Тамаш сердито пожал плечами и вышел.

Тибор Кеменеш посмотрел на часы. В половине восьмого он еще успеет сходить в канцелярию. Какой глупец этот Тамаш, до чего же он испугался. Если бы они только знали, что за человек этот Карл! Два брата-близнеца не любят друг друга так, как они! Разве можно забыть проведенные в спорах ночи в крошечной студенческой комнатушке у Таймеров на Фаворитенштрассе! Забавные рассказы старика Таймера, который в очках, домашних туфлях и шлафроке постоянно сидел за своим столом и чинил часы. Пятнадцатилетняя сестренка Карла Гретл пела по вечерам песенки Шуберта, и брат аккомпанировал ей на рояле… Лизл, прогулки в Венском лесу, ночной банкет по случаю сдачи экзаменов на аттестат зрелости, а затем пирушка с ребятами в «Пратере». В полночь, когда все ушли, чтобы ознаменовать свое вступление в пору возмужалости чисто по-мужски, они остались вдвоем. Это была ночь расставания. Они говорили о дружбе. Мимо них по Рингу с грохотом пробегали трамваи, а они, наслаждаясь июньской ночью, спорили под сенью густых деревьев о жизни и смерти, делились мечтами и строили планы на будущее. Затем прогулялись по прекрасному Опер-Рингу и Кертнер-Рингу, оставили позади освещенные неоновыми огнями Мариахильферштрассе и Кертнерштрассе, и им казалось, что, кроме них, никого больше нет в этом огромном городе, а может быть, и во всем мире. Испытывали горячую радость за свою дружбу, за те узы, которые навеки связали их сердца. За ту дружбу, которая в восемнадцать лет чище, важнее и могущественнее всех других чувств. «Я буду поэтом… буду писать стихи о красоте…» «А я буду художником, поеду во Флоренцию». «Я никогда не забуду тебя, Тибор». «Я тоже всегда буду помнить о тебе, Карл».

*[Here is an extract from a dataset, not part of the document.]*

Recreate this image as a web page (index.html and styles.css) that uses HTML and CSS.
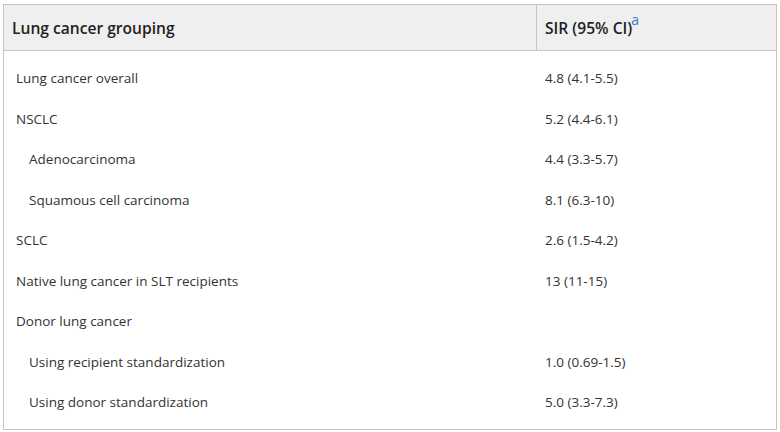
FILE: index.html
```html
<!DOCTYPE html>
<html>
<head>
<meta charset="utf-8">
<link rel="stylesheet" href="styles.css">
</head>
<body>
<div class="tbl">
  <div class="head">
    <div class="hcell first">Lung cancer grouping</div>
    <div class="hcell second">SIR (95% CI)<sup class="fn">a</sup></div>
  </div>
  <div class="body">
    <div class="row"><div class="c1">Lung cancer overall</div><div class="c2">4.8 (4.1-5.5)</div></div>
    <div class="row"><div class="c1">NSCLC</div><div class="c2">5.2 (4.4-6.1)</div></div>
    <div class="row"><div class="c1 ind">Adenocarcinoma</div><div class="c2">4.4 (3.3-5.7)</div></div>
    <div class="row"><div class="c1 ind">Squamous cell carcinoma</div><div class="c2">8.1 (6.3-10)</div></div>
    <div class="row"><div class="c1">SCLC</div><div class="c2">2.6 (1.5-4.2)</div></div>
    <div class="row"><div class="c1">Native lung cancer in SLT recipients</div><div class="c2">13 (11-15)</div></div>
    <div class="row"><div class="c1">Donor lung cancer</div><div class="c2"></div></div>
    <div class="row"><div class="c1 ind">Using recipient standardization</div><div class="c2">1.0 (0.69-1.5)</div></div>
    <div class="row"><div class="c1 ind">Using donor standardization</div><div class="c2">5.0 (3.3-7.3)</div></div>
  </div>
</div>
</body>
</html>
```
FILE: styles.css
```css
html, body {
  margin: 0;
  padding: 0;
  background: #ffffff;
}
body {
  padding: 4px 0 0 3px;
  font-family: "Open Sans", "Liberation Sans", sans-serif;
  color: #333333;
}
.tbl {
  width: 772px;
  height: 424px;
  border: 1px solid #c4c4c4;
  display: flex;
  flex-direction: column;
}
.head {
  display: grid;
  grid-template-columns: 532px 1fr;
  background: #efefef;
  border-bottom: 1px solid #c4c4c4;
  height: 45px;
}
.hcell {
  display: flex;
  align-items: center;
  padding-left: 8px;
  font-size: 15.6px;
  font-weight: 600;
  color: #222222;
}
.hcell.second {
  border-left: 1px solid #c4c4c4;
}
.fn {
  color: #3b7cc4;
  font-size: 14px;
  font-weight: 500;
  position: relative;
  top: -8px;
  vertical-align: baseline;
  margin-left: -1px;
}
.body {
  padding-top: 7px;
}
.row {
  display: grid;
  grid-template-columns: 533px 1fr;
  height: 40.5px;
  align-items: center;
  font-size: 13.5px;
  color: #333333;
}
.c1 {
  padding-left: 12px;
}
.c1.ind {
  padding-left: 25px;
}
.c2 {
  padding-left: 8px;
}
```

Год спустя он послал Карлу из Флоренции альбом своих эскизов, а Карл подарил ему томик избранных стихотворений Шиллера «Услышав пенье…» Тибор снова посмотрел на знакомую надпись, а затем перевел взгляд на часы. Половина восьмого. Перед уходом в канцелярию он поправил на столе скатерть. Он обязательно пригласит Карла к себе на стаканчик джина.

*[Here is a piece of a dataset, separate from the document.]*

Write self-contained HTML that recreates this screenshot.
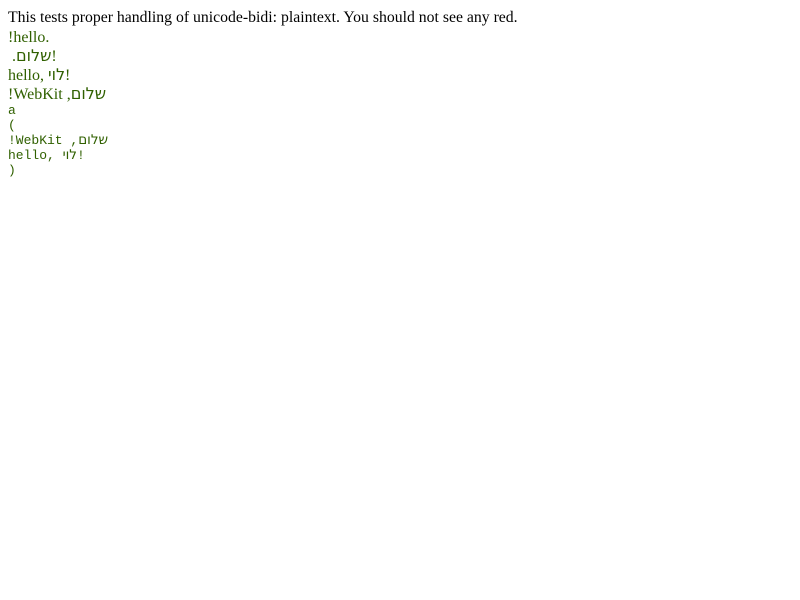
<!DOCTYPE html>
<html><head><meta charset="utf-8"><style>
body{margin:8px;font-family:"Liberation Serif",serif;font-size:16px;color:#000;background:#fff}
p{margin:0;line-height:19px;height:19px;overflow:visible}
.s{color:#306000;white-space:pre}
.m{font-family:"Liberation Mono","DejaVu Sans Mono",monospace;font-size:13px;line-height:15px;height:15px;color:#306000;white-space:pre;margin:0}
.h{font-family:"DejaVu Sans",sans-serif;line-height:0}
.hm{font-family:"DejaVu Sans",sans-serif;font-size:13.5px;line-height:0}
</style></head><body>
<p style="font-size:15.75px;height:20px">This tests proper handling of unicode-bidi: plaintext. You should not see any red.</p>
<p class="s"><bdo dir="ltr">!hello.</bdo></p>
<p class="s"><bdo dir="ltr"> .<span class="h">םולש</span>!</bdo></p>
<p class="s"><bdo dir="ltr">hello, <span class="h">יול</span>!</bdo></p>
<p class="s" style="height:18px"><bdo dir="ltr">!WebKit ,<span class="h">םולש</span></bdo></p>
<div class="m">a</div>
<div class="m">(</div>
<div class="m"><bdo dir="ltr">!WebKit ,<span class="hm">םולש</span></bdo></div>
<div class="m"><bdo dir="ltr">hello, <span class="hm">יול</span>!</bdo></div>
<div class="m">)</div>
</body></html>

Без четверти восемь явился сержант Тамаш Перц и по-уставному доложил о своем прибытии. Он передал Тибору список свободных помещений. Все комнаты приведены в надлежащий порядок, приготовлено свежее постельное белье. В охотничьем особняке оказалось семь незанятых комнат и две – у управляющего.

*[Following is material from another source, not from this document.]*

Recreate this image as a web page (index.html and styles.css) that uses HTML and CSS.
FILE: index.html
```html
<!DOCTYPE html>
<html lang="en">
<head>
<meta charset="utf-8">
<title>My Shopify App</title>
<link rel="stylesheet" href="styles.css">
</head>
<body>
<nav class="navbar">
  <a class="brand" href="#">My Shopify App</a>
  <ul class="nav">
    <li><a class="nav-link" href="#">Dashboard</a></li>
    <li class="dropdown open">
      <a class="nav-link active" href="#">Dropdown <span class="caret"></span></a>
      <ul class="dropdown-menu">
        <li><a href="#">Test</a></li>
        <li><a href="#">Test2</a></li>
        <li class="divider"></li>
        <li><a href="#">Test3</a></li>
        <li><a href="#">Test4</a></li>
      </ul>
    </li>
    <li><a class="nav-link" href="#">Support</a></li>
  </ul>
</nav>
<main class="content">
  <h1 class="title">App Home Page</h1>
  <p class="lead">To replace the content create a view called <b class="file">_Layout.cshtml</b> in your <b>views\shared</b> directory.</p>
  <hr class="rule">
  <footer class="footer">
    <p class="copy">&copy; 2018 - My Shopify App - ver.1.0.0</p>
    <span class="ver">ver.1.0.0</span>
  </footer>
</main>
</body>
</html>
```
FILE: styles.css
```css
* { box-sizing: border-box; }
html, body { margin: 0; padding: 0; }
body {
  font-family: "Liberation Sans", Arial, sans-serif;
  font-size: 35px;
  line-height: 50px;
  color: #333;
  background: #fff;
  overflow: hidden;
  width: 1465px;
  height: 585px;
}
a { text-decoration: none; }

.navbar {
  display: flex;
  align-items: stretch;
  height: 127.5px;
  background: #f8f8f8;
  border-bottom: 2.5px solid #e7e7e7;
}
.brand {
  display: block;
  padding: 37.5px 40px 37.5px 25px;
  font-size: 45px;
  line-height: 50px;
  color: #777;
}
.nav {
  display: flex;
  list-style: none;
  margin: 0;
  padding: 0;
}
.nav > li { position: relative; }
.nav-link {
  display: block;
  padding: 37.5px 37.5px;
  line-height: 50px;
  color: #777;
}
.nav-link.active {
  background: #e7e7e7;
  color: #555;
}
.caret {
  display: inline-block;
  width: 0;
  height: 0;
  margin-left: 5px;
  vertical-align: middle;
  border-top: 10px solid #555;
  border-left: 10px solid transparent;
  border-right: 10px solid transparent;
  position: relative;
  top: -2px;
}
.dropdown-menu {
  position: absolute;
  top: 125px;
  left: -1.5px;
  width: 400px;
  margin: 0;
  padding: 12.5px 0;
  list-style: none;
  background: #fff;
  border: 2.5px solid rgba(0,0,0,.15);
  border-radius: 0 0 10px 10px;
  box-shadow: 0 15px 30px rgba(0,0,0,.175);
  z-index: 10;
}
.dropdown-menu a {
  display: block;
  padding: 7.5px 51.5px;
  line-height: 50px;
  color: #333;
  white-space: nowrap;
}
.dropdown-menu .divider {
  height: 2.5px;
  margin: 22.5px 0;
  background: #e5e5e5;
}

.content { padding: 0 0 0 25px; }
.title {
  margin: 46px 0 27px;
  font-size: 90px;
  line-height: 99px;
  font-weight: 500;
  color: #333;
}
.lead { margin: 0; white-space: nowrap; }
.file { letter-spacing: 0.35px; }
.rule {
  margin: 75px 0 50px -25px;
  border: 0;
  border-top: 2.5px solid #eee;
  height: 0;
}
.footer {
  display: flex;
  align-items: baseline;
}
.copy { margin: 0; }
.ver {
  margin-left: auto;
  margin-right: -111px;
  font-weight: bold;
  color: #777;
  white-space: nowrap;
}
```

Без пяти восемь возле особняка остановились грузовики. С них соскочили четыре немецких солдата и бросились сгружать маленькие письменные столы, связки папок. Ровно в восемь часов на легковых машинах приехали и господа офицеры. Немецкий сержант доложил, что венгры не освободили охотничий особняк.

Капитан Карл Таймер и следом за ним еще четыре или пять офицеров быстро поднялись по лестнице на высокий второй этаж и ворвались в столовую.

Старший лейтенант Кеменеш сразу узнал своего друга – рослого, светловолосого мужчину с серыми глазами. По его виду никак нельзя было сказать, что позади осталось несколько часов езды на машине. Он был свежевыбрит, форма на нем сидела безупречно, без единой морщинки. Как и прежде, его взгляд излучал мужество и уверенность, но он заметно возмужал, стал более серьезным, мягкая голубизна глаз приобрела какую-то остроту, проникновенность.

– Карли! – воскликнул Тибор и, вскочив с места, бросился навстречу капитану.

По лицу Карла Таймера разлилась краска. Он узнал, конечно же, узнал своего друга. От радости и смущения, вызванных неожиданной встречей, он сделал шаг вперед, но тут же остановился, словно его кто-то одернул, и, сверкнув глазами, закусил губу.

– Вы здесь старший по чину офицер?

Распростертые руки Тибора опустились. Он вытянулся и застыл на месте, не в силах произнести ни слова.

– Почему вы не выполнили приказ? – не дожидаясь ответа, закричал Таймер.

Тибор Кеменеш, гордившийся своим цинизмом, умом, хитростью, сердцем, безучастным ко всяким сильным чувствам, вздрогнул, словно ему дали пощечину. Кровь отхлынула от головы, руки онемели, на душе стало противно и тяжело.

– Даю вам тридцать минут, – прорычал Карл Таймер, – через полчаса мы поговорим с вами в военном трибунале.

Он резко повернулся на каблуках и, сопровождаемый офицерами, громко стуча сапогами, вышел. До сознания Тибора только сейчас дошло, что у Карла вся грудь увешана орденами.